Jakarta (SIB)- Wakil Ketua PP Muhammadiyah Sudarnoto mengatakan, radikalisme di Indonesia kerap dikaitkan dengan kesalahpahaman memaknai suatu ajaran tertentu, khususnya Islam. Salah satu yang menjadi pemicu hal ini adalah kondisi dunia pendidikan Islam yang masih memprihatinkan
"Ancaman dari trans Islam seperti gerakan radikalisme Islam menjadi perhatian bagi dunia Pendidikan Islam. Harus diyakinkan betul, Pendidikan Islam harus menguatkan penanaman nilai pancasila," kata Sudarnoto di Kantor Pusat MUI, Jakarta Pusat, Rabu, (24/2).
Paparan tersebut diungkapkan Sudarnoto dalam acara diskusi yang digelar oleh Dewan Pertimbangan Majelis Ulama Indonesia. Diskusi dengan tema "Revitalisasi Pendidikan Islam: Problematika dan Solusi" ini juga dihadiri oleh perwakilan pimpinan ormas-ormas Islam.
"Perlu ada sebuah revitalisasi untuk mereview kurikulum Pendidikan Islam.

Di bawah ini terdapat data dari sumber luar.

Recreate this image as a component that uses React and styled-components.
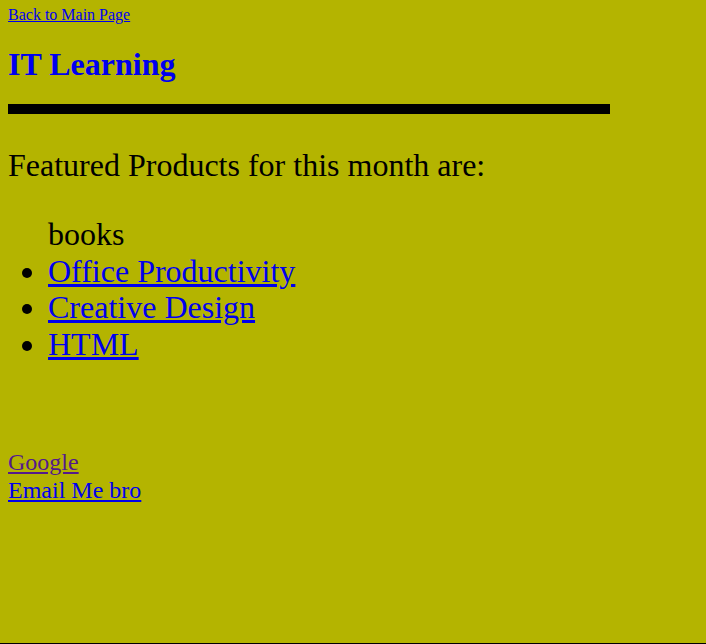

Lebih memperhatikan buku-buku pegangan yang digunakan pelajar dan mahasiswa dalam lingkungan Pendidikan Islam," tambah Sudarnoto.
Senada dengan Sudarnoto, Ketua Umum GUPPI (Gerakan Untuk Perbaikan Pendidikan Indonesia), Imam Thalkah menambahkan, telah terjadi pergeseran metode pembelajaran yang dilakukan di pesantren-pesantren. Ia menganggap, pembelajaran di Pesantren dewasa ini seolah ingin menyamakan kurikulum yang dipakai di sekolah-sekolah umum.
"Sejumlah Pendidikan Pesantren yang berjumlah 29.000, pesantren salafiah tradisional jumlahnya cenderung menurun. Pengajian kitab kuning mulai bergeser, lebih banyak yang pesantren sama dengan sekolah Umum," tutur Imam.
Hal ini menurutnya disebabkan dengan pandangan yang banyak berkembang di masyarakat umum, bahwa pesantren dianggap sebagai pemicu terjadinya pemikiran radikalisme. Perlu diadakan dialog untuk memberikan pemahaman, bahwa pendidikan Islam yang diajarkan di pesantren tidak terkait dengan hal seperti demikian.
"Beberapa Pesantren dianggap memicu radikalisme, kita harus mengembangkan dialog bersama antar para pemerhati pendidikan reguler dengan Pendidikan islam," tutup dia.